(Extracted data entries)
++++++++++

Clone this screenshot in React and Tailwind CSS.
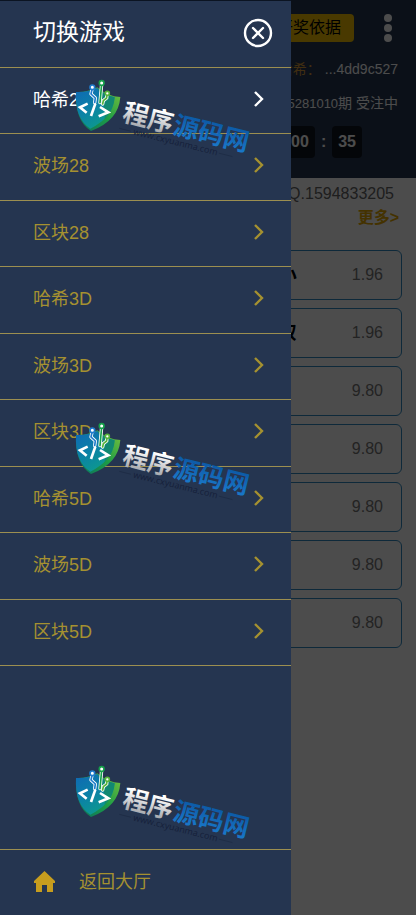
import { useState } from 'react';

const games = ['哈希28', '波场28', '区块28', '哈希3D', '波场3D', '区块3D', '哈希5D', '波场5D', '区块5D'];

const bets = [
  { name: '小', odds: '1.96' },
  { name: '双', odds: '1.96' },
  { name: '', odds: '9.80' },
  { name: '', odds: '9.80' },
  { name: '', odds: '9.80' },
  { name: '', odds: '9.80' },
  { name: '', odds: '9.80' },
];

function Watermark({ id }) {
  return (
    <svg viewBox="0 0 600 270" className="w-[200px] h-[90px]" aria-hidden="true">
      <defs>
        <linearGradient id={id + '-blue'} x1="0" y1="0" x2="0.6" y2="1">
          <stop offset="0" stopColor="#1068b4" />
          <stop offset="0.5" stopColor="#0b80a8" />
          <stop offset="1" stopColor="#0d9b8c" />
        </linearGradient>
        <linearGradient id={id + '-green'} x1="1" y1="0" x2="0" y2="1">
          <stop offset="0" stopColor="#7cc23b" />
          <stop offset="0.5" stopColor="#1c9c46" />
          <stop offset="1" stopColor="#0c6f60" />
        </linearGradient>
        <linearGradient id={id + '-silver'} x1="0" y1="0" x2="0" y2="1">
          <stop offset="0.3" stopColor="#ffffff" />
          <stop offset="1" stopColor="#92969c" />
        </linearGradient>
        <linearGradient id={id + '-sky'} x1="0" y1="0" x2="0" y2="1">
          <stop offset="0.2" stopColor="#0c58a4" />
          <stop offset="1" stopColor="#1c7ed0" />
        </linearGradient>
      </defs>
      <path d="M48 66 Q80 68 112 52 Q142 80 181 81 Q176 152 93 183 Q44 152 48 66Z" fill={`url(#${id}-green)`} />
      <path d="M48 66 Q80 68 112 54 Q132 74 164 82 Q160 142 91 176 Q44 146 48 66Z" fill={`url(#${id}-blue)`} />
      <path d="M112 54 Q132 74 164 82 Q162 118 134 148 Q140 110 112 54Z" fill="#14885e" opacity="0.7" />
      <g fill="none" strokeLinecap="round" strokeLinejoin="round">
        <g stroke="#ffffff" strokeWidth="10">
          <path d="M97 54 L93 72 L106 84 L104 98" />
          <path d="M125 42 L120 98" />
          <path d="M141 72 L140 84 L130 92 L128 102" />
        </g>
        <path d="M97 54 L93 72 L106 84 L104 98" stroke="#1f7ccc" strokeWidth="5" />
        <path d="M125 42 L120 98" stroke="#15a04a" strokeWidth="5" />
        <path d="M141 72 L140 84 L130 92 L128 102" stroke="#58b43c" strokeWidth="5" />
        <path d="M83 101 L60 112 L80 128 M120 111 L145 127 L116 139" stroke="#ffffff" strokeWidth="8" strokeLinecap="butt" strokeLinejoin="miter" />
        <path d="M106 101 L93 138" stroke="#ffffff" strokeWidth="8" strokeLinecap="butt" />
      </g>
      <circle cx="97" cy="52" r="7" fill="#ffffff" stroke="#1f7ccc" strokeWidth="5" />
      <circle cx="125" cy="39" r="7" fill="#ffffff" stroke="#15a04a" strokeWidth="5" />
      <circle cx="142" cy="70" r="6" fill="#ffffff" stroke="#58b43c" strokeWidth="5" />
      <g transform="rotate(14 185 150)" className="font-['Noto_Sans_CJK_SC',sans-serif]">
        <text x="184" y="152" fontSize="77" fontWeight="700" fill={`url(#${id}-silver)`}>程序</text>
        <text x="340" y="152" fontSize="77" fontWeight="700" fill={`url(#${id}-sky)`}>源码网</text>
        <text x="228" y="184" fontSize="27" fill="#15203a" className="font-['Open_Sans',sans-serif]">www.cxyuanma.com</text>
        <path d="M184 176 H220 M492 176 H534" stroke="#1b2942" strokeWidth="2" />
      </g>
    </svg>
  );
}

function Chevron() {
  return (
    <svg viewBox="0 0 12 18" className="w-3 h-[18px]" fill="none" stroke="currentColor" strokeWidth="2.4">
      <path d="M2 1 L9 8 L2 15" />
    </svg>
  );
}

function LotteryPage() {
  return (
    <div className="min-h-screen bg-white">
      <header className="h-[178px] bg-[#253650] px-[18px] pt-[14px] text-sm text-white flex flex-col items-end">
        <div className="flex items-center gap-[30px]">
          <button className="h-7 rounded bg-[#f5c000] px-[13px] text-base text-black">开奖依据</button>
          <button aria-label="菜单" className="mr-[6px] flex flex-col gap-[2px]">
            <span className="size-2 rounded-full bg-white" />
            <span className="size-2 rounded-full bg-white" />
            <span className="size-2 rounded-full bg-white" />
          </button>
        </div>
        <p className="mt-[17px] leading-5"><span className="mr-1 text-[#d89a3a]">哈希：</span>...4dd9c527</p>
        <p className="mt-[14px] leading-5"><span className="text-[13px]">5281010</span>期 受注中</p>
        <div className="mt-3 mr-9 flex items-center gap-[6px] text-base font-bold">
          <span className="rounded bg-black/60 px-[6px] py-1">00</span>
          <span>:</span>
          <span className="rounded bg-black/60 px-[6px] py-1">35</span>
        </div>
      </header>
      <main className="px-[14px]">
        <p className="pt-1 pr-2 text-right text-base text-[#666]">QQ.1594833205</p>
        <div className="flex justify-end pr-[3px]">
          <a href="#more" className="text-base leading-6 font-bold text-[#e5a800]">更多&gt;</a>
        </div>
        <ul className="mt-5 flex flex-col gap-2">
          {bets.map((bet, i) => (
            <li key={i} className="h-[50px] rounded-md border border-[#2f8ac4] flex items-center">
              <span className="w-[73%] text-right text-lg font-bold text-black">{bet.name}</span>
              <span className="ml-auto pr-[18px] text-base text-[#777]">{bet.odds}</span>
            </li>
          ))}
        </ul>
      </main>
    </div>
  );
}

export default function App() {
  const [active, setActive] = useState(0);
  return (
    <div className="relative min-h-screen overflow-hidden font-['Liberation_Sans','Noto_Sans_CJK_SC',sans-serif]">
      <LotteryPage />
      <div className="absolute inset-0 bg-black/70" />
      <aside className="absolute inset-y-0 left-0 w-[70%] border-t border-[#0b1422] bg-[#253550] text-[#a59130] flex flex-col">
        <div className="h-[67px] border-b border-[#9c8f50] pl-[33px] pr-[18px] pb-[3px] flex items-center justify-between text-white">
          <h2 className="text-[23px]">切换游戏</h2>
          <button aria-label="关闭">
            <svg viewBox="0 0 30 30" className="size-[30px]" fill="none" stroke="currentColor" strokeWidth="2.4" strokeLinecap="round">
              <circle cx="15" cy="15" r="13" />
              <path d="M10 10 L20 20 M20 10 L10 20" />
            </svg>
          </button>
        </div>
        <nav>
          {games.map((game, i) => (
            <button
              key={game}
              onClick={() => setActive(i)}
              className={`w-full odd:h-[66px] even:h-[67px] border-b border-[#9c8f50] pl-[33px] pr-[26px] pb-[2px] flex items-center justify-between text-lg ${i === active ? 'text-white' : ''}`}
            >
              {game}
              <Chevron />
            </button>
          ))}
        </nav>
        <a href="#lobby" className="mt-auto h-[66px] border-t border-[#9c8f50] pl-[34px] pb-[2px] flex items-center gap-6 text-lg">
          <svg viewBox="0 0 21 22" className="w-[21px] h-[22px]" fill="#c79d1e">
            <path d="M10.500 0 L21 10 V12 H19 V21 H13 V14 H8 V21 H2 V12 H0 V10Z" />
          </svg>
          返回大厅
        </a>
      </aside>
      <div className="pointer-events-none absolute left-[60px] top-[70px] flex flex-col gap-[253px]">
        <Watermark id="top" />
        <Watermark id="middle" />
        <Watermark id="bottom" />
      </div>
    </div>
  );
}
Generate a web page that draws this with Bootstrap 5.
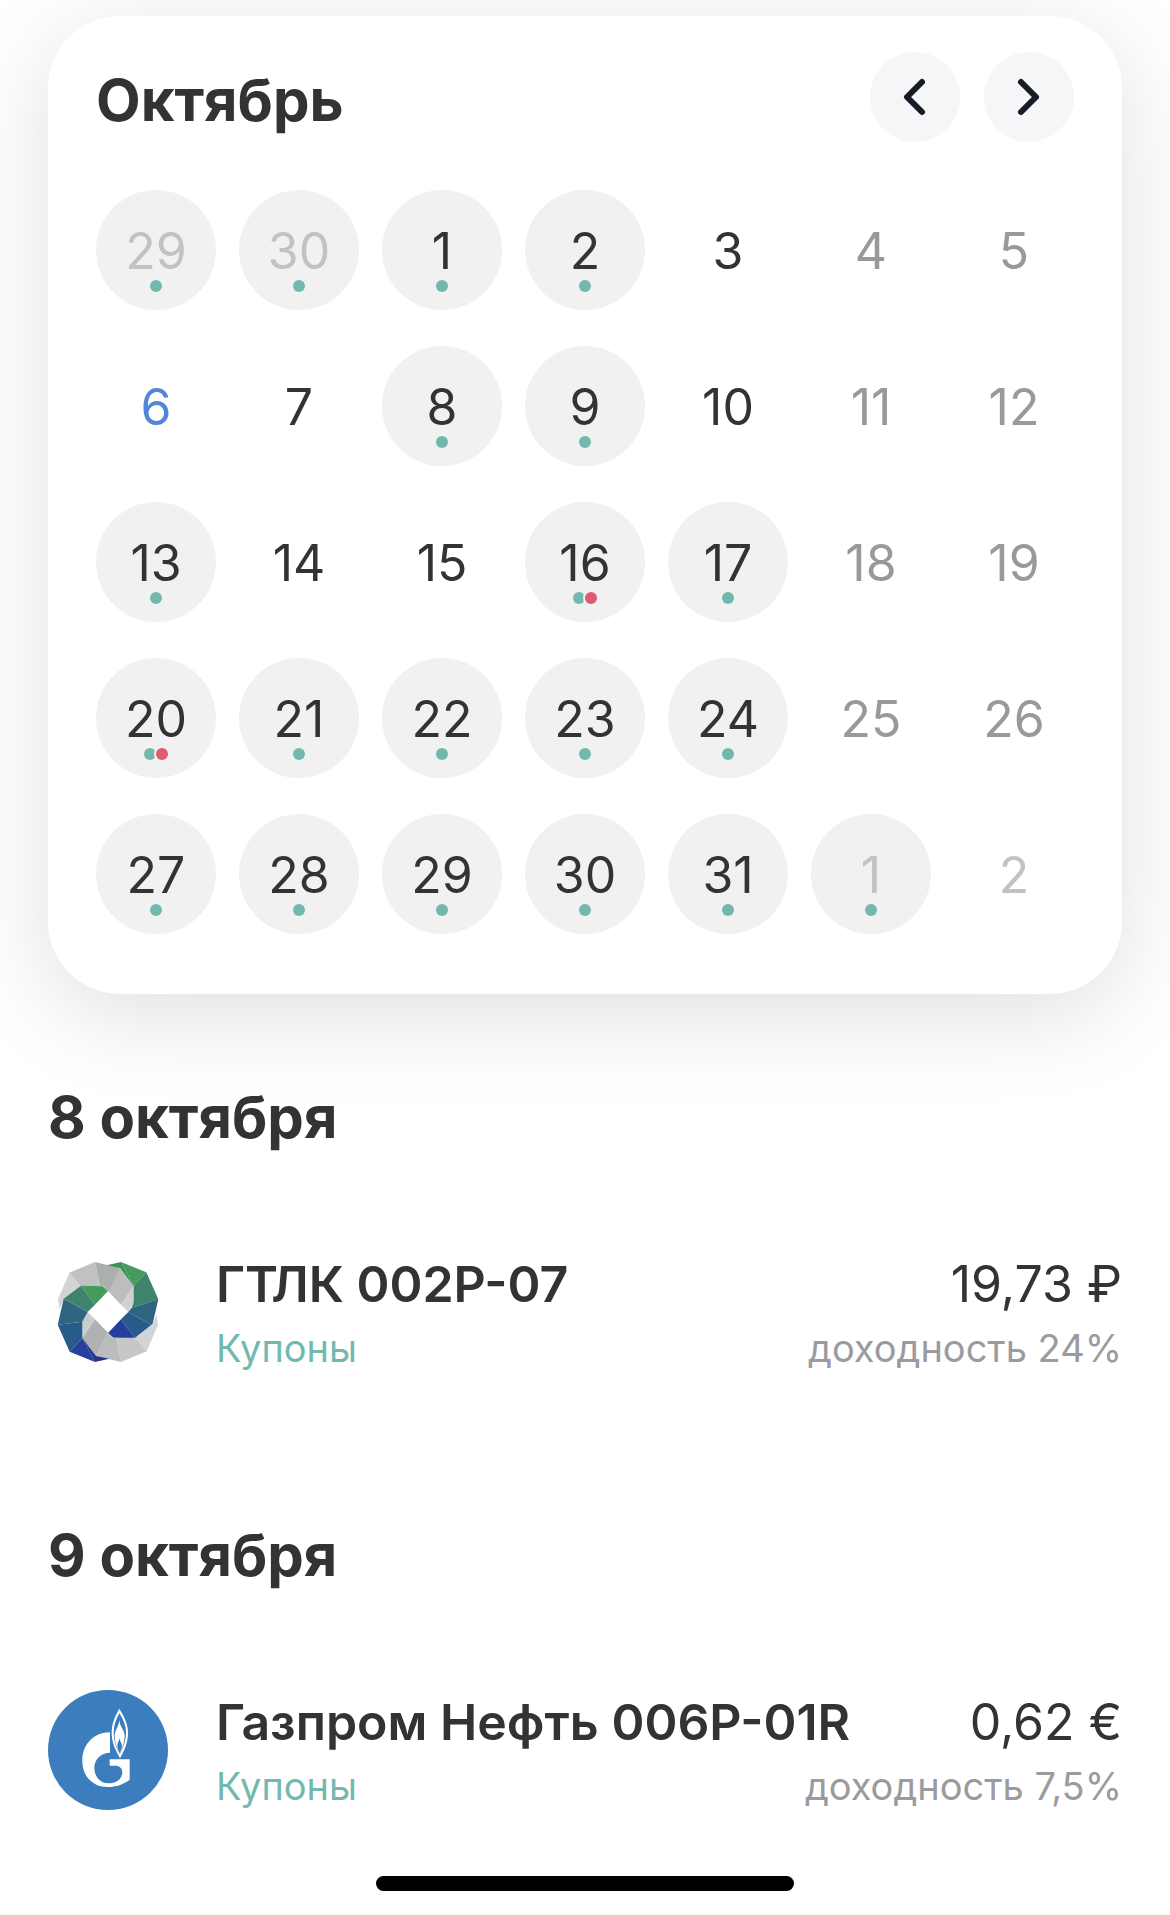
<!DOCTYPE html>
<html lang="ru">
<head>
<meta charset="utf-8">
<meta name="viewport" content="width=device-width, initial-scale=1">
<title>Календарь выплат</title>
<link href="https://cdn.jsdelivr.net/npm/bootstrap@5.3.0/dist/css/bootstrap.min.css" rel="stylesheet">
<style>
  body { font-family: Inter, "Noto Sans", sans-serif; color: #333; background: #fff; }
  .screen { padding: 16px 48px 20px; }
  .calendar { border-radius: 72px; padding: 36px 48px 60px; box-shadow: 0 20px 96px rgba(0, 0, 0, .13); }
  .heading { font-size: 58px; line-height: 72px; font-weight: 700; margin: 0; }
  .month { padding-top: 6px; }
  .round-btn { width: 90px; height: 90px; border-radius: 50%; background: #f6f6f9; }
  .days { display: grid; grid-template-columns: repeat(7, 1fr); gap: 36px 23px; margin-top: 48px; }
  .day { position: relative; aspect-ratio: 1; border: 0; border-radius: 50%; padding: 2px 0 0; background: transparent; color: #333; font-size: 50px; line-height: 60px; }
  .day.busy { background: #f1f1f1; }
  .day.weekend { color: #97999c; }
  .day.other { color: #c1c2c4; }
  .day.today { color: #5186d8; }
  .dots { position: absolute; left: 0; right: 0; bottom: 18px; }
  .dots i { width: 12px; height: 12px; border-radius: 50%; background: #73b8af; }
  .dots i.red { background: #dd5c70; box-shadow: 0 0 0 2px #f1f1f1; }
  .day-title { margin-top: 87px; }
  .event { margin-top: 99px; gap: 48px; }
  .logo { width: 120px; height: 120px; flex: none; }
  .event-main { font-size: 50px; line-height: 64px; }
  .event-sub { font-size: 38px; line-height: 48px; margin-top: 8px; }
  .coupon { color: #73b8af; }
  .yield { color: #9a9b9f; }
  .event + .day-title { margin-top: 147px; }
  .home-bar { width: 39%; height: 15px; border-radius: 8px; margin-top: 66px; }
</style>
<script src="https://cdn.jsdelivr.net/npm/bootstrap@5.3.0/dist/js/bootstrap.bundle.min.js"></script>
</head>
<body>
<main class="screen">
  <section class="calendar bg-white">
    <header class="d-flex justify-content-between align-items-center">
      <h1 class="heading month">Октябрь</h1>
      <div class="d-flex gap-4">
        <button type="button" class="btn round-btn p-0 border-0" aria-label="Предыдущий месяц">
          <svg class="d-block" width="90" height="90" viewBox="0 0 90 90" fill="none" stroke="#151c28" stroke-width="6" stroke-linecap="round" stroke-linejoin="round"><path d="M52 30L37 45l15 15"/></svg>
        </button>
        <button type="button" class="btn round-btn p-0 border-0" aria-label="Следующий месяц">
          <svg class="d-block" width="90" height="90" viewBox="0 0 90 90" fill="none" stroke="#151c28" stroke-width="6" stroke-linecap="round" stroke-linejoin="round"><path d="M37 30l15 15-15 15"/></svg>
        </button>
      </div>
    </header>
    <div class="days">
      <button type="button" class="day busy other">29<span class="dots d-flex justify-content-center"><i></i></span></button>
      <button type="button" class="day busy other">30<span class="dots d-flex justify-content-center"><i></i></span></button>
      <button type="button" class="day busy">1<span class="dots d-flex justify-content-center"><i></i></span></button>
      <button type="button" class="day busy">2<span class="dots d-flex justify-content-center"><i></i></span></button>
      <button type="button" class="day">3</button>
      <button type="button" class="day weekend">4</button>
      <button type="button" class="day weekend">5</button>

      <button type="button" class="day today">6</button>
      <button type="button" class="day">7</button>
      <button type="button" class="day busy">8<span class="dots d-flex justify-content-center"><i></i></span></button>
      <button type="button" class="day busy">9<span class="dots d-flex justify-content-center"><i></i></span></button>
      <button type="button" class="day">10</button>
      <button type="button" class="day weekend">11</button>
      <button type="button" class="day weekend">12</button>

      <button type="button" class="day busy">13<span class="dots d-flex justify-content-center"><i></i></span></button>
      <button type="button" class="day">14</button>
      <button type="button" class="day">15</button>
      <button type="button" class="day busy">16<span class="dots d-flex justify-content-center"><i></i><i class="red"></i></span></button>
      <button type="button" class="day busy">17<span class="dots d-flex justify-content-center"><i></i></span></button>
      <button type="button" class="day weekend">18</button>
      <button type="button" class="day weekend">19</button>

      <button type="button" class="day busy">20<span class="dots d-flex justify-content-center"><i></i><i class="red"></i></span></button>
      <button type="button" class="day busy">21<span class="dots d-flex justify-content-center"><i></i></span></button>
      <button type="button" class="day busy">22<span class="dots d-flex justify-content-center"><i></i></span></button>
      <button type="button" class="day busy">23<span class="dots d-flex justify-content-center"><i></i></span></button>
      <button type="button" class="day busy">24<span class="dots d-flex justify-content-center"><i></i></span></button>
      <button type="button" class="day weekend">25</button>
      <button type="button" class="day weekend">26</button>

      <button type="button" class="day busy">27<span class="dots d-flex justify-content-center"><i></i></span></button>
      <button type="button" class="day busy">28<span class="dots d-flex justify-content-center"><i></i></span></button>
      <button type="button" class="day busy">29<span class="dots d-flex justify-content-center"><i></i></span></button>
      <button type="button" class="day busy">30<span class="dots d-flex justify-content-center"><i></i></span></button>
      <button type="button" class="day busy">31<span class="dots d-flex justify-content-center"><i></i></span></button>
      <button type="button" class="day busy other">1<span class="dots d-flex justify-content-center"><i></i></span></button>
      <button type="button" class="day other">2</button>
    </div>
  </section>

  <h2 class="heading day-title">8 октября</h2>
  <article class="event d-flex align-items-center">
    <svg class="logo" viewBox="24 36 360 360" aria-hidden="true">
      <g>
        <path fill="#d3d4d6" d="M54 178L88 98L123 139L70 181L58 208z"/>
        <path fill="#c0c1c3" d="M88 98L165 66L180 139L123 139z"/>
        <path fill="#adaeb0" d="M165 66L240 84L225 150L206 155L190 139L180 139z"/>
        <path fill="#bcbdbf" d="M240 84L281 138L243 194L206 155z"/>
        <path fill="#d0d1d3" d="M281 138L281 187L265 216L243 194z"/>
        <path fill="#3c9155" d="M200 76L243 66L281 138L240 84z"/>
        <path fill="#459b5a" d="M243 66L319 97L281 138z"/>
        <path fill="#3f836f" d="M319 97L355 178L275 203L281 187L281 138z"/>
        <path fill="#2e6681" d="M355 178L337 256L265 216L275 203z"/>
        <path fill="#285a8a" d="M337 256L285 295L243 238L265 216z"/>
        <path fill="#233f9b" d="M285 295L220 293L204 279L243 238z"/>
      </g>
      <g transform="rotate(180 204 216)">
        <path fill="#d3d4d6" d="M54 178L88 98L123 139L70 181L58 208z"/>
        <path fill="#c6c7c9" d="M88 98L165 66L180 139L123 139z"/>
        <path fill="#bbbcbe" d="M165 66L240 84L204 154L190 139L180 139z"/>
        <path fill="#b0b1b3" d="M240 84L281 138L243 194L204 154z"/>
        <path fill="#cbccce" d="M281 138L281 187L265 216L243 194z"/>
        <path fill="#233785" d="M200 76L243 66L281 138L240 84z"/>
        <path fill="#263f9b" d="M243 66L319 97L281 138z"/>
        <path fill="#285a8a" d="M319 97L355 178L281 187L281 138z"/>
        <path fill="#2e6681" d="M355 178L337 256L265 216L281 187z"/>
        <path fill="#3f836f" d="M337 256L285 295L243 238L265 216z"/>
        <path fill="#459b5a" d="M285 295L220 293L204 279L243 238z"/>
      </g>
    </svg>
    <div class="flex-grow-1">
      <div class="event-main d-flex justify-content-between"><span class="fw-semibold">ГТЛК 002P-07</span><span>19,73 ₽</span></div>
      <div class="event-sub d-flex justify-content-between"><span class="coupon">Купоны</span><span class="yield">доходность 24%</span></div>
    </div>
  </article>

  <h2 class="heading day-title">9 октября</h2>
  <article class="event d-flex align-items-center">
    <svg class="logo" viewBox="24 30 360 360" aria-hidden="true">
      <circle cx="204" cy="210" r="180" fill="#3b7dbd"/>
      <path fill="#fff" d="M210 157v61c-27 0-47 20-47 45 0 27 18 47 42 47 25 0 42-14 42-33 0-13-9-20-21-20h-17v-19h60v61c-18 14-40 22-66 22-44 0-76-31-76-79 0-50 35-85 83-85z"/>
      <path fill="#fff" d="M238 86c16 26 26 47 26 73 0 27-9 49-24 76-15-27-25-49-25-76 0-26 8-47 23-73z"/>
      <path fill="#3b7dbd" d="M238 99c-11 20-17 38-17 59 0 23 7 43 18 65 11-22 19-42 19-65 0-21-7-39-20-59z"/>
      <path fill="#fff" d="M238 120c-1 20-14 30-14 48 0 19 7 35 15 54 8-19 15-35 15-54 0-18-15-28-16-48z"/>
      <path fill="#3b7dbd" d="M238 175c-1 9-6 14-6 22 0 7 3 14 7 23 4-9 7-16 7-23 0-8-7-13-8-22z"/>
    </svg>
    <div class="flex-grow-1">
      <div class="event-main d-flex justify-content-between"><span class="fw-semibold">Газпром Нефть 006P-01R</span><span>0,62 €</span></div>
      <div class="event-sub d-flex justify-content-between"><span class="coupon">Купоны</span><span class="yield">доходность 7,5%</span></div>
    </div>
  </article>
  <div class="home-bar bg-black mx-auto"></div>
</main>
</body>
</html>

++++++++++

* SHORT TASK
Identify and copy the lines holding the word "this".

* SOLVED EXERCISE
Clone this screenshot in React and Tailwind CSS.
Generate a web page that draws this with Bootstrap 5.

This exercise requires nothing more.